A Numerical Method for Surface Waves in a Cylindrically Perturbed Elastic Half-Space. Part 1: Construction and Analysis

Abstract

We are interested in the numerical approximation of guided surface waves propagating in a three-dimensional elastic half-space with a local geometrical perturbation which is infinite and invariant under translation in one space direction (the propagation direction) and localized in the transverse directions. Such a problem amounts to solving a family of self-adjoint eigenvalue problems set in an unbounded domain, where $\omega^2$ $(\omega$ being the frequency) plays the role of the eigenvalue and where the wave number $\beta$ appears as a parameter. Our objective is to design a numerical method for the computation of such waves in order to study numerically the existence of and the dispersion relation of such surface waves.

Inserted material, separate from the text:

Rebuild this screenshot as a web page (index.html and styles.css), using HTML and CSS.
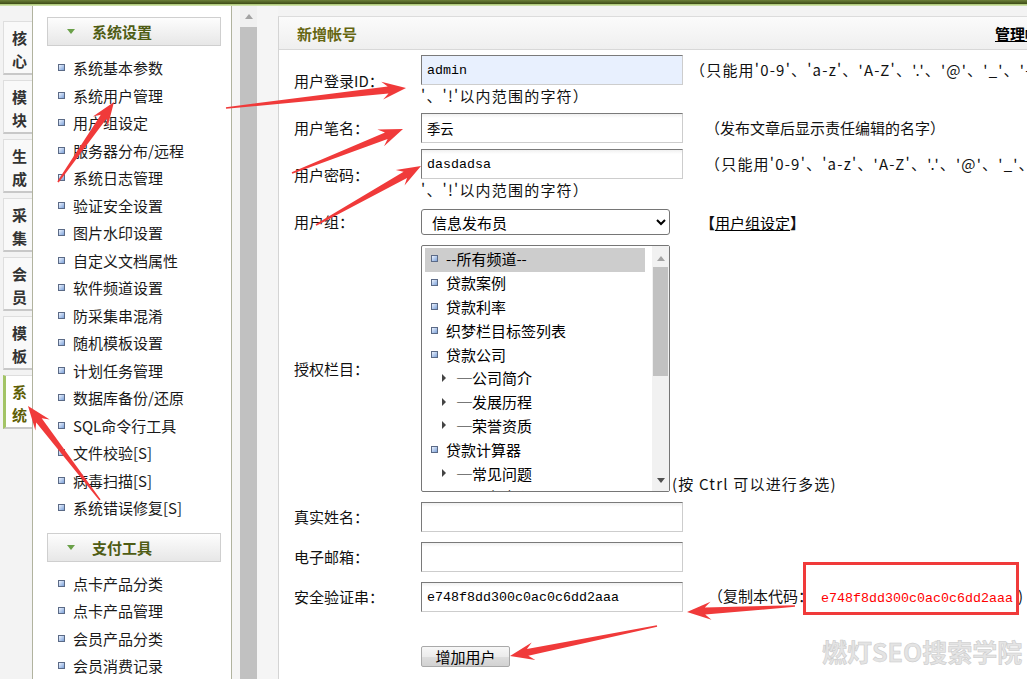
FILE: index.html
```html
<!DOCTYPE html>
<html lang="zh-CN">
<head>
    <meta charset="UTF-8">
    <meta name="viewport" content="width=device-width, initial-scale=1.0">
    <title>新增帐号</title>
    <link rel="stylesheet" href="styles.css">
</head>
<body>
    <div class="topbar"></div>
    <div class="frame">
        <div class="tabs">
            <div class="tab">核<br>心</div>
            <div class="tab">模<br>块</div>
            <div class="tab">生<br>成</div>
            <div class="tab">采<br>集</div>
            <div class="tab">会<br>员</div>
            <div class="tab">模<br>板</div>
            <div class="tab active">系<br>统</div>
        </div>

        <div class="menu">
            <div class="menu-head"><span class="caret"></span>系统设置</div>
            <ul class="menu-list">
                <li><i class="sq"></i>系统基本参数</li>
                <li><i class="sq"></i>系统用户管理</li>
                <li><i class="sq"></i>用户组设定</li>
                <li><i class="sq"></i>服务器分布/远程</li>
                <li><i class="sq"></i>系统日志管理</li>
                <li><i class="sq"></i>验证安全设置</li>
                <li><i class="sq"></i>图片水印设置</li>
                <li><i class="sq"></i>自定义文档属性</li>
                <li><i class="sq"></i>软件频道设置</li>
                <li><i class="sq"></i>防采集串混淆</li>
                <li><i class="sq"></i>随机模板设置</li>
                <li><i class="sq"></i>计划任务管理</li>
                <li><i class="sq"></i>数据库备份/还原</li>
                <li><i class="sq"></i>SQL命令行工具</li>
                <li><i class="sq"></i>文件校验[S]</li>
                <li><i class="sq"></i>病毒扫描[S]</li>
                <li><i class="sq"></i>系统错误修复[S]</li>
            </ul>
            <div class="menu-head"><span class="caret"></span>支付工具</div>
            <ul class="menu-list">
                <li><i class="sq"></i>点卡产品分类</li>
                <li><i class="sq"></i>点卡产品管理</li>
                <li><i class="sq"></i>会员产品分类</li>
                <li><i class="sq"></i>会员消费记录</li>
            </ul>
        </div>

        <div class="gutter">
            <div class="vscroll">
                <div class="sb-btn"><span class="arr-up"></span></div>
                <div class="sb-thumb"></div>
            </div>
        </div>

        <div class="main">
            <div class="main-head">
                <span class="title">新增帐号</span>
                <a class="manage" href="#">管理帐号</a>
            </div>
            <div class="form">
                <div class="row tight">
                    <label>用户登录ID：</label>
                    <div class="cell">
                        <div class="line">
                            <input class="txt autofill" type="text" value="admin">
                            <span class="hint spaced">（只能用'0-9'、'a-z'、'A-Z'、'.'、'@'、'_'、'-</span>
                        </div>
                        <div class="wrap">'、'!'以内范围的字符）</div>
                    </div>
                </div>
                <div class="row tight">
                    <label>用户笔名：</label>
                    <div class="cell">
                        <div class="line">
                            <input class="txt" type="text" value="季云">
                            <span class="hint far">（发布文章后显示责任编辑的名字）</span>
                        </div>
                    </div>
                </div>
                <div class="row tight">
                    <label>用户密码：</label>
                    <div class="cell">
                        <div class="line">
                            <input class="txt" type="text" value="dasdadsa">
                            <span class="hint far spaced">（只能用'0-9'、'a-z'、'A-Z'、'.'、'@'、'_'、'-</span>
                        </div>
                        <div class="wrap">'、'!'以内范围的字符）</div>
                    </div>
                </div>
                <div class="row">
                    <label>用户组：</label>
                    <div class="cell">
                        <div class="line">
                            <select class="group">
                                <option>信息发布员</option>
                                <option>超级管理员</option>
                            </select>
                            <span class="group-link">【<a href="#">用户组设定</a>】</span>
                        </div>
                    </div>
                </div>
                <div class="row">
                    <label>授权栏目：</label>
                    <div class="cell">
                        <div class="line bottom">
                            <div class="listbox">
                                <ul class="opts">
                                    <li class="on"><i class="sq"></i>--所有频道--</li>
                                    <li><i class="sq"></i>贷款案例</li>
                                    <li><i class="sq"></i>贷款利率</li>
                                    <li><i class="sq"></i>织梦栏目标签列表</li>
                                    <li><i class="sq"></i>贷款公司</li>
                                    <li class="sub"><i class="tri"></i>─公司简介</li>
                                    <li class="sub"><i class="tri"></i>─发展历程</li>
                                    <li class="sub"><i class="tri"></i>─荣誉资质</li>
                                    <li><i class="sq"></i>贷款计算器</li>
                                    <li class="sub"><i class="tri"></i>─常见问题</li>
                                    <li class="sub"><i class="tri"></i>─服务中心</li>
                                </ul>
                                <div class="lb-scroll">
                                    <div class="sb-btn"><span class="arr-up"></span></div>
                                    <div class="lb-thumb"></div>
                                    <div class="lb-space"></div>
                                    <div class="sb-btn"><span class="arr-down"></span></div>
                                </div>
                            </div>
                            <span class="multi-tip">(按 Ctrl 可以进行多选)</span>
                        </div>
                    </div>
                </div>
                <div class="row">
                    <label>真实姓名：</label>
                    <div class="cell"><div class="line"><input class="txt" type="text"></div></div>
                </div>
                <div class="row">
                    <label>电子邮箱：</label>
                    <div class="cell"><div class="line"><input class="txt" type="text"></div></div>
                </div>
                <div class="row">
                    <label>安全验证串：</label>
                    <div class="cell">
                        <div class="line">
                            <input class="txt" type="text" value="e748f8dd300c0ac0c6dd2aaa">
                            <span class="hint code-hint">（复制本代码：<span class="code">e748f8dd300c0ac0c6dd2aaa</span>)</span>
                        </div>
                    </div>
                </div>
                <div class="row submit">
                    <span></span>
                    <div class="cell"><button class="btn" type="button">增加用户</button></div>
                </div>
            </div>
        </div>
    </div>

    <div class="watermark">燃灯SEO搜索学院</div>

    <svg class="marks" id="marks" width="1027" height="679" viewBox="0 0 1027 679">
        <rect x="804.5" y="563.5" width="213" height="50" fill="none" stroke="#f03a3a" stroke-width="3"/>
    </svg>

    <script>
        // 截图标注箭头：起点 x,y -> 箭头尖 x,y
        var arrows = [
            [226, 108, 406, 88],
            [58, 182, 114, 102],
            [292, 173, 403, 129],
            [316, 225, 421, 166],
            [100, 500, 28, 406],
            [795, 606, 687, 612],
            [657, 626, 510, 656]
        ];
        var svg = document.getElementById('marks');
        arrows.forEach(function (a) {
            var dx = a[2] - a[0], dy = a[3] - a[1];
            var len = Math.sqrt(dx * dx + dy * dy);
            var ux = dx / len, uy = dy / len, nx = -uy, ny = ux;
            function p(back, side) {
                return (a[2] - ux * back + nx * side).toFixed(1) + ',' + (a[3] - uy * back + ny * side).toFixed(1);
            }
            var poly = document.createElementNS('http://www.w3.org/2000/svg', 'polygon');
            poly.setAttribute('points', [p(0, 0), p(24, 9), p(18, 3.5), p(len, 0.8), p(len, -0.8), p(18, -3.5), p(24, -9)].join(' '));
            poly.setAttribute('fill', '#f03a3a');
            svg.appendChild(poly);
        });
    </script>
</body>
</html>
```

FILE: styles.css
```css
* {
    box-sizing: border-box;
}
html, body {
    margin: 0;
    padding: 0;
}
body {
    position: relative;
    width: 1027px;
    height: 679px;
    overflow: hidden;
    font-family: "Noto Sans CJK SC", "Liberation Sans", sans-serif;
    font-size: 15px;
    color: #111;
    background: #f3f3f3;
}
.topbar {
    height: 6px;
    background: linear-gradient(#6b8038 0, #3d4b17 4px, #a7c46c 4px, #d9e8bc 6px);
}
.frame {
    display: flex;
    height: 673px;
    overflow: hidden;
}

/* 左侧竖排标签 */
.tabs {
    flex: none;
    width: 33px;
    padding: 15px 0 0 3px;
    border-right: 1px solid #b1b39f;
    display: flex;
    flex-direction: column;
    gap: 5px;
}
.tab {
    height: 54px;
    padding: 4px 0 0 3px;
    background: #f9f9f9;
    border: 1px solid #dedede;
    border-right: none;
    border-bottom: 2px solid #c8c8c8;
    text-align: center;
    font-weight: bold;
    line-height: 23px;
    color: #333;
}
.tab.active {
    background: #fff;
    border-left: 3px solid #a3c466;
    padding-left: 1px;
    color: #5e5e06;
}

/* 菜单 */
.menu {
    flex: none;
    width: 199px;
    padding-top: 11px;
    background: #fff;
    border-right: 1px solid #b1b39f;
}
.menu-head {
    margin: 0 10px 0 14px;
    height: 29px;
    padding-left: 19px;
    border: 1px solid #cfcfcf;
    background: linear-gradient(#fdfdfd, #e7e7e7);
    display: flex;
    align-items: center;
    font-weight: bold;
    color: #4f5c14;
}
.caret {
    width: 0;
    height: 0;
    border-left: 4px solid transparent;
    border-right: 4px solid transparent;
    border-top: 5px solid #6aa048;
    margin-right: 17px;
}
.menu-list {
    list-style: none;
    margin: 0;
    padding: 8px 0 11px;
}
.menu-list li {
    height: 27.5px;
    padding-left: 25px;
    display: flex;
    align-items: center;
    white-space: nowrap;
    color: #1a1a1a;
}
.sq {
    flex: none;
    width: 7px;
    height: 7px;
    margin-right: 8px;
    border: 1px solid #5b6a86;
    background: linear-gradient(135deg, #eef4ff, #7da2d9);
}

/* 菜单滚动条 */
.gutter {
    flex: none;
    width: 46px;
    padding-left: 8px;
    background: #f5f5f5;
}
.vscroll {
    width: 17px;
    height: 100%;
    display: flex;
    flex-direction: column;
    background: #f0f0f0;
}
.vscroll .sb-btn {
    height: 21px;
}
.sb-btn {
    flex: none;
    height: 17px;
    display: flex;
    align-items: center;
    justify-content: center;
}
.arr-up {
    width: 0;
    height: 0;
    border-left: 4px solid transparent;
    border-right: 4px solid transparent;
    border-bottom: 5px solid #a3a3a3;
}
.arr-down {
    width: 0;
    height: 0;
    border-left: 4px solid transparent;
    border-right: 4px solid transparent;
    border-top: 5px solid #505050;
}
.sb-thumb {
    flex: 1;
    background: #c1c1c1;
}

/* 主区域 */
.main {
    flex: none;
    width: 789px;
    margin-top: 10px;
    background: #fff;
    border-left: 1px solid #d4d4d4;
    border-top: 1px solid #dcdcdc;
}
.main-head {
    height: 33px;
    padding: 0 12px 0 18px;
    border-bottom: 1px solid #d8d8d8;
    background: linear-gradient(#fbfbfb, #efefef);
    display: flex;
    align-items: center;
    justify-content: space-between;
    font-weight: bold;
}
.main-head .title {
    color: #666611;
}
.main-head .manage {
    color: #000;
    text-decoration: underline;
}
.form {
    padding: 2px 0 0 15px;
}
.row {
    display: grid;
    grid-template-columns: 127px auto;
    align-items: center;
    padding: 5px 0;
}
.row.tight {
    padding: 3px 0;
}
.row.submit {
    padding-top: 29px;
}
.row label {
    line-height: 20px;
    white-space: nowrap;
}
.line {
    display: flex;
    align-items: center;
    white-space: nowrap;
}
.line.bottom {
    align-items: flex-end;
}
.wrap {
    line-height: 22px;
    letter-spacing: 1.2px;
    white-space: nowrap;
}
.txt {
    width: 262px;
    height: 30px;
    margin: 0;
    padding: 0 5px;
    border: 1px solid;
    border-color: #7a7a7a #cdcdcd #cdcdcd #7a7a7a;
    background: linear-gradient(#f0f0f0, #fff 4px);
    font-family: "Liberation Mono", "Noto Sans CJK SC", monospace;
    font-size: 13.33px;
    color: #000;
}
.txt.autofill {
    background: #e8f0fe;
}
.hint {
    margin-left: 7px;
    line-height: 20px;
}
.hint.far {
    margin-left: 22px;
}
.hint.spaced {
    letter-spacing: 1.2px;
}
.code-hint {
    margin-left: 25px;
}
.code {
    margin: 0 5px 0 8px;
    font-family: "Liberation Mono", monospace;
    font-size: 13.33px;
    color: #f00;
}
.group {
    width: 249px;
    height: 26px;
    margin: 0;
    padding-left: 6px;
    border: 1px solid #767676;
    border-radius: 3px;
    background: #fff;
    font-family: "Noto Sans CJK SC", sans-serif;
    font-size: 15px;
    color: #000;
}
.group-link {
    margin-left: 30px;
    font-weight: bold;
}
.group-link a {
    color: #000;
    font-weight: normal;
    text-decoration: underline;
}

/* 多选栏目 */
.listbox {
    flex: none;
    width: 249px;
    height: 247px;
    border: 1px solid #767676;
    border-radius: 2px;
    background: #fff;
    display: flex;
}
.opts {
    flex: 1;
    list-style: none;
    margin: 0;
    padding: 2px 7px 0 3px;
    overflow: hidden;
}
.opts li {
    height: 23.8px;
    padding: 0 0 2px 6px;
    display: flex;
    align-items: center;
    white-space: nowrap;
    color: #000;
}
.opts li.on {
    background: #cdcdcd;
}
.opts li.sub {
    padding-left: 17px;
}
.tri {
    flex: none;
    width: 0;
    height: 0;
    border-top: 4px solid transparent;
    border-bottom: 4px solid transparent;
    border-left: 4px solid #444;
    margin-right: 11px;
}
.lb-scroll {
    flex: none;
    width: 17px;
    padding: 4px 0 2px;
    background: #f1f1f1;
    display: flex;
    flex-direction: column;
}
.lb-thumb {
    height: 109px;
    margin: 0 1px;
    background: #c1c1c1;
}
.lb-space {
    flex: 1;
}
.multi-tip {
    margin-left: 2px;
    line-height: 16px;
    letter-spacing: 1.2px;
}
.btn {
    width: 89px;
    height: 21px;
    padding: 0;
    border: 1px solid #a9a9a9;
    border-radius: 2px;
    background: linear-gradient(#f7f7f7 0, #ececec 50%, #dedede 50%, #d2d2d2 100%);
    font-family: "Noto Sans CJK SC", sans-serif;
    font-size: 15px;
    line-height: 19px;
    color: #000;
}

/* 水印与标注 */
.watermark {
    position: absolute;
    left: 822px;
    top: 634px;
    font-size: 25px;
    font-weight: bold;
    line-height: 34px;
    color: #e4e4e4;
    -webkit-text-stroke: 0.5px #c8c8c8;
    white-space: nowrap;
}
.marks {
    position: absolute;
    left: 0;
    top: 0;
    pointer-events: none;
}
```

The main difficulty lies in the unboundedness of the transverse-cross section which does not allow a direct calculation. The main point of our method is thus to reduce the problem to an equivalent one posed in a bounded domain, namely, the geometrical perturbation. In order to do so, we construct a transparent boundary condition posed on the artificial interface. This boundary condition can be written as a generalized impedance condition via the introduction of a suitable pseudodifferential operator. The way we treat this operator numerically is nonclassical. It consists of looking at its inverse which, contrary to the original operator, appears to be analytically computable with the help of the Fourier transform and complex variable techniques. We then construct an approximation of the impedance operator as the inverse of an approximation of its inverse. We give a detailed description of this method and present its main properties. In a second paper we shall discuss more computational issues and present numerical results.